Powder Items And The 12‑Ounce Trigger
Pressed blush, bronzer, and eye shadow singles rarely raise eyebrows. Screening only targets powders carried in containers larger than 12 oz / 350 ml. Jumbo artist tubs may need extra x‑ray passes or be routed to checked bags. If your setting powder jar is salon‑sized, decant a week’s worth into a travel tin to avoid hold‑up.
Packing Strategies That Save Time
Quick access is half the battle. Build a tiny “show bag” for every trip instead of emptying the home vanity each time. Clear, flat pouches slip into laptop sleeves and pull out in one motion. Choose leak‑proof travel bottles with screw caps; altitude shifts can pop flimsy lids. Wrap fragrance minis in socks and nestle them between clothing layers so jolts are cushioned. A lint‑free cloth wrapped around palettes stops shattered powder from coating everything.
Item | Best Spot | Benefit |
---|---|---|
Quart‑size liquids pouch | Outer tote pocket | Slides out in seconds |
Brush roll | Suitcase flap | Keeps bristles straight |
Powders & sticks | Top layer of case | Officer can view easily |
Spare zip bags | Inside notebook slot | Contain surprise spills |
International Variations Worth Checking
Most countries mirror U.S. rules, yet small twists still exist. Canada’s security agency locks liquids to the same 100 ml per item and one‑litre bag. European airports apply the identical one‑litre rule issued by the European Commission. The United Kingdom continues to use 100 ml limits, though select regional airports are testing scanners that may let travelers keep liquids inside hand baggage someday. Always glance at the departure airport website the night before flying, because pilot programs can appear without broad press coverage.

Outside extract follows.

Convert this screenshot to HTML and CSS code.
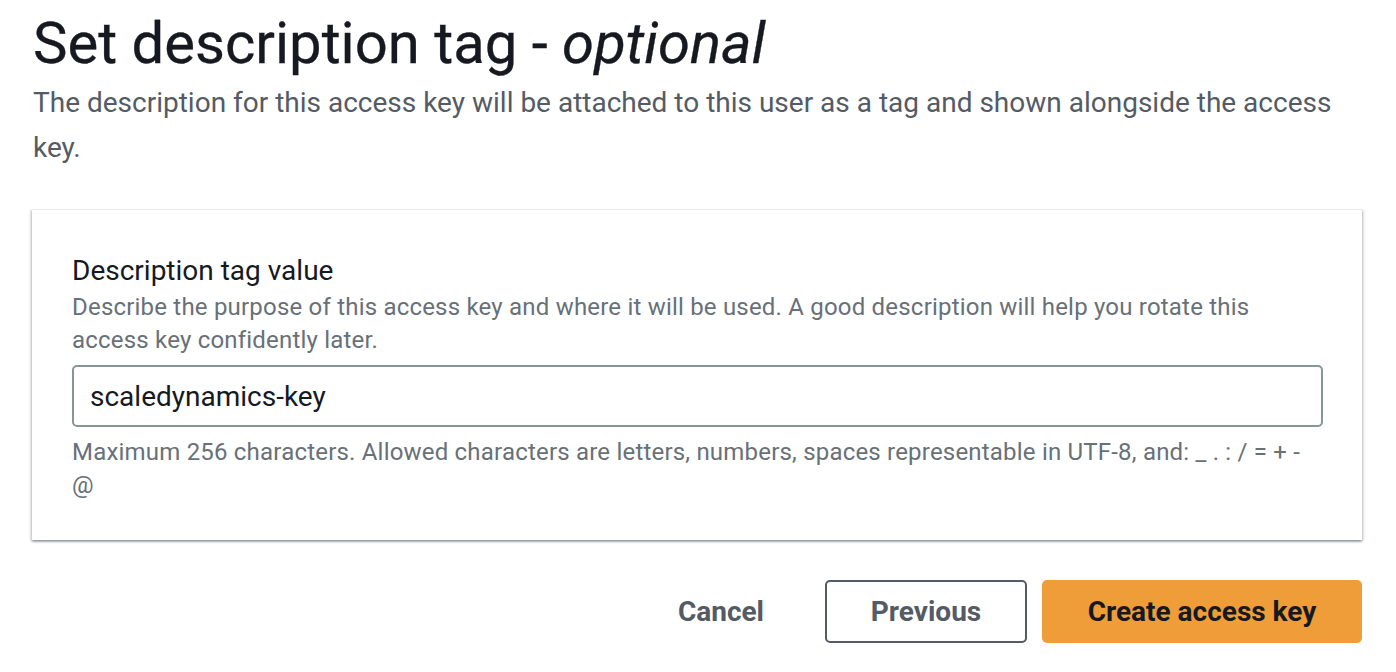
FILE: index.html
```html
<!DOCTYPE html>
<html lang="en">
<head>
<meta charset="utf-8">
<title>Set description tag</title>
<link rel="stylesheet" href="styles.css">
</head>
<body>
<main class="page">
  <header class="header">
    <h1 class="title">Set description tag - <em>optional</em></h1>
    <p class="lead">The description for this access key will be attached to this user as a tag and shown alongside the access key.</p>
  </header>
  <section class="card">
    <div class="field">
      <label class="label" for="desc">Description tag value</label>
      <p class="help">Describe the purpose of this access key and where it will be used. A good description will help you rotate this access key confidently later.</p>
      <input class="input" id="desc" type="text" value="scaledynamics-key">
      <p class="constraint">Maximum 256 characters. Allowed characters are letters, numbers, spaces representable in UTF-8, and: _ . : / = + - @</p>
    </div>
  </section>
  <div class="actions">
    <button class="btn btn-link" type="button">Cancel</button>
    <button class="btn btn-normal" type="button">Previous</button>
    <button class="btn btn-primary" type="button">Create access key</button>
  </div>
</main>
</body>
</html>
```

FILE: styles.css
```css
* { box-sizing: border-box; }
html, body { margin: 0; padding: 0; background: #ffffff; }
body {
  font-family: Roboto, "Open Sans", sans-serif;
  color: #16191f;
}
.page {
  padding: 7px 34px 0 32px;
}
.header { padding-left: 1px; }
.title {
  margin: 0;
  font-size: 58px;
  line-height: 72px;
  font-weight: 400;
  color: #16191f;
  -webkit-text-stroke: 0.3px #16191f;
}
.title em { font-style: italic; }
.lead {
  margin: 1px 0 0 0;
  font-size: 28px;
  line-height: 45px;
  color: #545b64;
  padding-right: 20px;
}
.card {
  margin-top: 39px;
  border-top: 1px solid #eaeded;
  box-shadow: 0 2px 2px 0 rgba(0, 28, 36, 0.3), 2px 1px 2px 0 rgba(0, 28, 36, 0.12), -2px 1px 2px 0 rgba(0, 28, 36, 0.12);
  padding: 43px 39px 38px 40px;
  background: #fff;
}
.label {
  display: block;
  font-size: 28px;
  line-height: 36px;
  color: #16191f;
}
.help {
  margin: 2px 0 0 0;
  font-size: 24px;
  line-height: 33px;
  letter-spacing: 0.2px;
  color: #687078;
}
.input {
  display: block;
  width: 100%;
  height: 62px;
  margin-top: 8px;
  border: 2px solid #879596;
  border-radius: 5px;
  padding: 0 16px;
  font-family: inherit;
  font-size: 28px;
  color: #16191f;
  background: #fff;
  outline: none;
}
.constraint {
  margin: 9px 0 0 0;
  padding-right: 10px;
  font-size: 24px;
  line-height: 33px;
  letter-spacing: 0.2px;
  color: #687078;
}
.actions {
  display: flex;
  justify-content: flex-end;
  align-items: center;
  gap: 15px;
  margin-top: 40px;
}
.btn {
  font-family: inherit;
  font-size: 28px;
  font-weight: 700;
  height: 63px;
  border-radius: 5px;
  padding: 0;
  cursor: pointer;
}
.btn-link {
  border: 2px solid transparent;
  background: transparent;
  color: #545b64;
  padding: 0 40px;
  margin-right: 4px;
}
.btn-normal {
  border: 2px solid #545b64;
  background: #fff;
  color: #545b64;
  width: 202px;
}
.btn-primary {
  border: 2px solid #ef9d38;
  background: #ef9d38;
  color: #16191f;
  width: 320px;
}
```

Aerosols And Quantity Caps
Hairspray, dry shampoo, and deodorant sticks under 3.4 oz can fly inside the quart bag, while larger sizes ride in checked baggage. The FAA also limits total toiletry aerosols in checked luggage to two liters per traveler, a detail worth noting when you split supplies between cabin and hold.
Duty‑Free Quirks
Liquid makeup or fragrance bought air‑side after security sails onto the plane in a tamper‑evident bag. When connecting through another country, keep that bag sealed; once opened, the item reverts to the 100 ml rule for the next check.

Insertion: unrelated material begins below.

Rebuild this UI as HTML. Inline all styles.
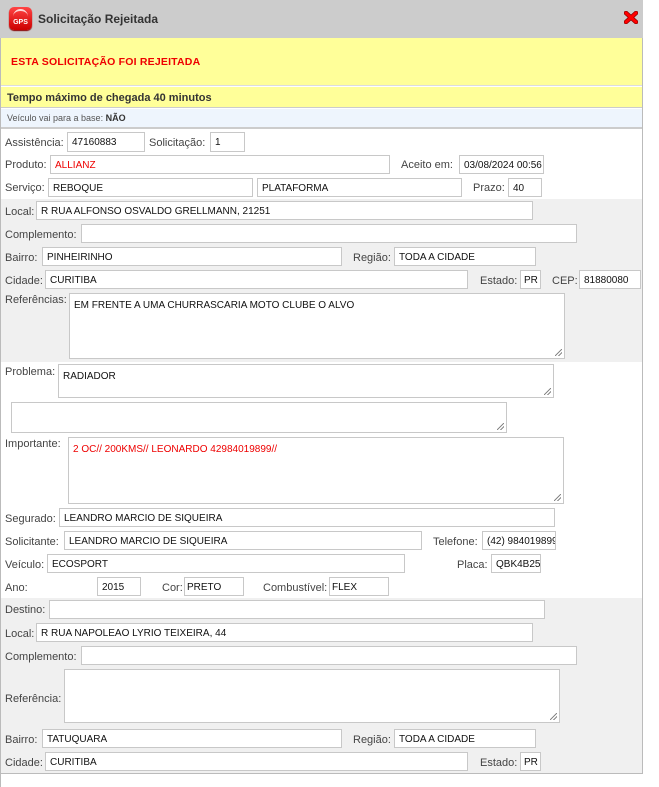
<!DOCTYPE html>
<html><head><meta charset="utf-8"><style>
*{box-sizing:border-box;margin:0;padding:0}
body{width:659px;height:787px;background:#fff;position:relative;overflow:hidden;font-family:"Liberation Sans",Arial,sans-serif}
.a{position:absolute}
.l{position:absolute;font-size:11px;color:#444;line-height:12px;white-space:nowrap}
.i{position:absolute;height:20px;background:#fff;border:1px solid #c8c8c8;font-size:10px;color:#111;padding:3px 0 0 4px;line-height:13px;white-space:nowrap;overflow:hidden}
.t{position:absolute;background:#fff;border:1px solid #c8c8c8;font-size:10px;color:#111;padding:6px 4px;line-height:12px}
.t::after{content:"";position:absolute;right:2px;bottom:2px;width:7px;height:7px;background:linear-gradient(135deg,transparent 45%,#888 46%,#888 54%,transparent 55%,transparent 70%,#888 71%,#888 79%,transparent 80%)}
</style></head><body>
<div class="a" style="left:0;top:0;width:643px;height:774px;border-left:1px solid #bbb;border-right:1px solid #bbb;border-bottom:1px solid #bbb"></div>
<div class="a" style="left:0;top:774px;width:1px;height:13px;background:#bbb"></div>
<div class="a" style="left:0;top:0;width:643px;height:38px;background:#cccccc"></div>
<div class="a" style="left:9px;top:7px;width:23px;height:23px;border-radius:5px;background:linear-gradient(#f44,#c00);box-shadow:0 1px 1px #800"></div>
<div class="a" style="left:9px;top:19px;width:23px;font:bold 7px 'Liberation Sans';color:#fff;text-align:center">GPS</div>
<div class="a" style="left:13px;top:9px;width:15px;height:8px;border-top:2px solid #fff;border-radius:8px 8px 0 0;opacity:.8"></div>
<div class="a" style="left:38px;top:12px;font-weight:bold;font-size:12px;color:#333">Solicitação Rejeitada</div>
<svg class="a" style="left:624px;top:11px" width="14" height="13" viewBox="0 0 14 13"><path d="M2 2L12 11M12 2L2 11" stroke="#8a0000" stroke-width="4.5" stroke-linecap="round"/><path d="M2 2L12 11M12 2L2 11" stroke="#f00" stroke-width="3" stroke-linecap="round"/></svg>
<div class="a" style="left:1px;top:38px;width:641px;height:48px;background:#ffff99;border-bottom:1px solid #ddd"></div>
<div class="a" style="left:11px;top:56px;font-weight:bold;font-size:10.5px;color:#e00;letter-spacing:.2px">ESTA SOLICITAÇÃO FOI REJEITADA</div>
<div class="a" style="left:1px;top:87px;width:641px;height:21px;background:#ffff99;border-bottom:1px solid #ccc"></div>
<div class="a" style="left:7px;top:92px;font-weight:bold;font-size:11px;color:#333">Tempo máximo de chegada 40 minutos</div>
<div class="a" style="left:1px;top:109px;width:641px;height:20px;background:#eef5fd;border-bottom:2px solid #ccc"></div>
<div class="a" style="left:7px;top:113px;font-size:9px;color:#555">Veículo vai para a base: <b style="color:#333">NÃO</b></div>
<div class="a" style="left:1px;top:199px;width:641px;height:163px;background:#f0f0f0"></div>
<div class="a" style="left:1px;top:598px;width:641px;height:175px;background:#f0f0f0"></div>

<div class="l" style="left:5px;top:137px">Assistência:</div><div class="i" style="left:67px;top:132px;width:78px">47160883</div>
<div class="l" style="left:149px;top:137px">Solicitação:</div><div class="i" style="left:210px;top:132px;width:35px">1</div>
<div class="l" style="left:5px;top:159px">Produto:</div><div class="i" style="left:50px;top:155px;width:340px;height:19px;color:#e00">ALLIANZ</div>
<div class="l" style="left:401px;top:159px">Aceito em:</div><div class="i" style="left:459px;top:155px;width:85px;height:19px">03/08/2024 00:56</div>
<div class="l" style="left:5px;top:182px">Serviço:</div><div class="i" style="left:48px;top:178px;width:205px;height:19px">REBOQUE</div>
<div class="i" style="left:257px;top:178px;width:205px;height:19px">PLATAFORMA</div>
<div class="l" style="left:473px;top:182px">Prazo:</div><div class="i" style="left:508px;top:178px;width:34px;height:19px">40</div>

<div class="l" style="left:5px;top:206px">Local:</div><div class="i" style="left:36px;top:201px;width:497px;height:19px">R RUA ALFONSO OSVALDO GRELLMANN, 21251</div>
<div class="l" style="left:5px;top:229px">Complemento:</div><div class="i" style="left:81px;top:224px;width:496px;height:19px"></div>
<div class="l" style="left:5px;top:252px">Bairro:</div><div class="i" style="left:42px;top:247px;width:300px;height:19px">PINHEIRINHO</div>
<div class="l" style="left:353px;top:252px">Região:</div><div class="i" style="left:394px;top:247px;width:142px;height:19px">TODA A CIDADE</div>
<div class="l" style="left:5px;top:275px">Cidade:</div><div class="i" style="left:45px;top:270px;width:423px;height:19px">CURITIBA</div>
<div class="l" style="left:480px;top:275px">Estado:</div><div class="i" style="left:520px;top:270px;width:21px;height:19px;padding-left:3px">PR</div>
<div class="l" style="left:552px;top:275px">CEP:</div><div class="i" style="left:579px;top:270px;width:62px;height:19px">81880080</div>
<div class="l" style="left:5px;top:294px">Referências:</div><div class="t" style="left:69px;top:293px;width:496px;height:66px">EM FRENTE A UMA CHURRASCARIA MOTO CLUBE O ALVO</div>

<div class="l" style="left:5px;top:366px">Problema:</div><div class="t" style="left:58px;top:364px;width:496px;height:34px">RADIADOR</div>
<div class="t" style="left:11px;top:402px;width:496px;height:31px"></div>
<div class="l" style="left:5px;top:438px">Importante:</div><div class="t" style="left:68px;top:437px;width:496px;height:67px;color:#e00">2 OC// 200KMS// LEONARDO 42984019899//</div>
<div class="l" style="left:5px;top:513px">Segurado:</div><div class="i" style="left:59px;top:508px;width:496px;height:19px">LEANDRO MARCIO DE SIQUEIRA</div>
<div class="l" style="left:5px;top:536px">Solicitante:</div><div class="i" style="left:64px;top:531px;width:358px;height:19px">LEANDRO MARCIO DE SIQUEIRA</div>
<div class="l" style="left:433px;top:536px">Telefone:</div><div class="i" style="left:482px;top:531px;width:74px;height:19px">(42) 984019899</div>
<div class="l" style="left:5px;top:559px">Veículo:</div><div class="i" style="left:47px;top:554px;width:358px;height:19px">ECOSPORT</div>
<div class="l" style="left:457px;top:559px">Placa:</div><div class="i" style="left:491px;top:554px;width:50px;height:19px">QBK4B25</div>
<div class="l" style="left:5px;top:582px">Ano:</div><div class="i" style="left:97px;top:577px;width:44px;height:19px">2015</div>
<div class="l" style="left:162px;top:582px">Cor:</div><div class="i" style="left:184px;top:577px;width:60px;height:19px;padding-left:2px">PRETO</div>
<div class="l" style="left:263px;top:582px">Combustível:</div><div class="i" style="left:329px;top:577px;width:60px;height:19px;padding-left:2px">FLEX</div>

<div class="l" style="left:5px;top:604px">Destino:</div><div class="i" style="left:49px;top:600px;width:496px;height:19px"></div>
<div class="l" style="left:5px;top:628px">Local:</div><div class="i" style="left:36px;top:623px;width:497px;height:19px">R RUA NAPOLEAO LYRIO TEIXEIRA, 44</div>
<div class="l" style="left:5px;top:651px">Complemento:</div><div class="i" style="left:81px;top:646px;width:496px;height:19px"></div>
<div class="l" style="left:5px;top:693px">Referência:</div><div class="t" style="left:64px;top:669px;width:496px;height:54px"></div>
<div class="l" style="left:5px;top:734px">Bairro:</div><div class="i" style="left:42px;top:729px;width:300px;height:19px">TATUQUARA</div>
<div class="l" style="left:353px;top:734px">Região:</div><div class="i" style="left:394px;top:729px;width:142px;height:19px">TODA A CIDADE</div>
<div class="l" style="left:5px;top:757px">Cidade:</div><div class="i" style="left:45px;top:752px;width:423px;height:19px">CURITIBA</div>
<div class="l" style="left:480px;top:757px">Estado:</div><div class="i" style="left:520px;top:752px;width:21px;height:19px;padding-left:3px">PR</div>
</body></html>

Five Misconceptions That Slow Lines
“Lipstick always counts as a liquid.” Twist‑up lipstick sticks are solids and remain in your purse. Liquid lipstick tubes, gloss wands, or squeeze balms must live in the quart bag.

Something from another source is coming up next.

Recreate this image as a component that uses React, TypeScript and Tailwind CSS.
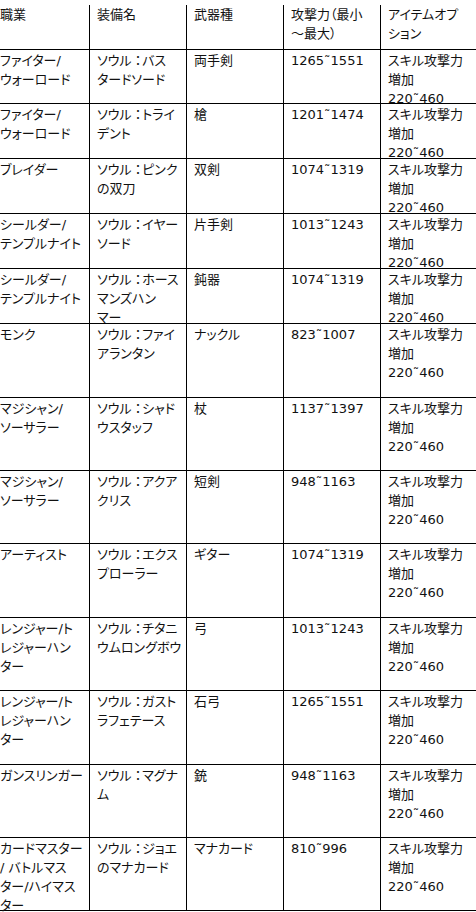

“Pressed powder belongs in the liquids bag.” Powders are free except when containers exceed 12 oz; shadow palettes can remain loose unless an officer decides to swab them.
“Any fragrance bottle under 3.4 oz is good outside the bag.” Size is only part of the rule; every liquid must still fit inside that single quart‑size pouch.
“Security hands out free plastic bags.” Checkpoints seldom stock them, so tuck a spare into your laptop sleeve.
“Rules vanish during international transfers.” Screening resets in every new terminal; each connection can re‑apply the liquids limit.
Extra Tips For Zero‑Stress Glam
- Decant foundation into contact‑lens cases—each side holds one day’s supply.
- Swap liquid cheek tint for stick blush to save room.
- Choose a fragrance rollerball rather than a spray to bypass aerosol limits.
- Place cotton rounds inside pressed‑powder lids to stop cracking.
- Slide a silica gel packet into the brush roll; bristles stay dry in humid cabins.
Ready To Fly In Style
When you shrink liquids, lean on solid formats, place the quart pouch where your hand reaches first, and know the size triggers for powders and aerosols, security becomes a two‑minute formality. Follow the checkpoints’ straightforward guidelines, and every favorite shade travels beside you instead of languishing in checked luggage or, worse, the surrender bin. Smooth flight, smooth complexion!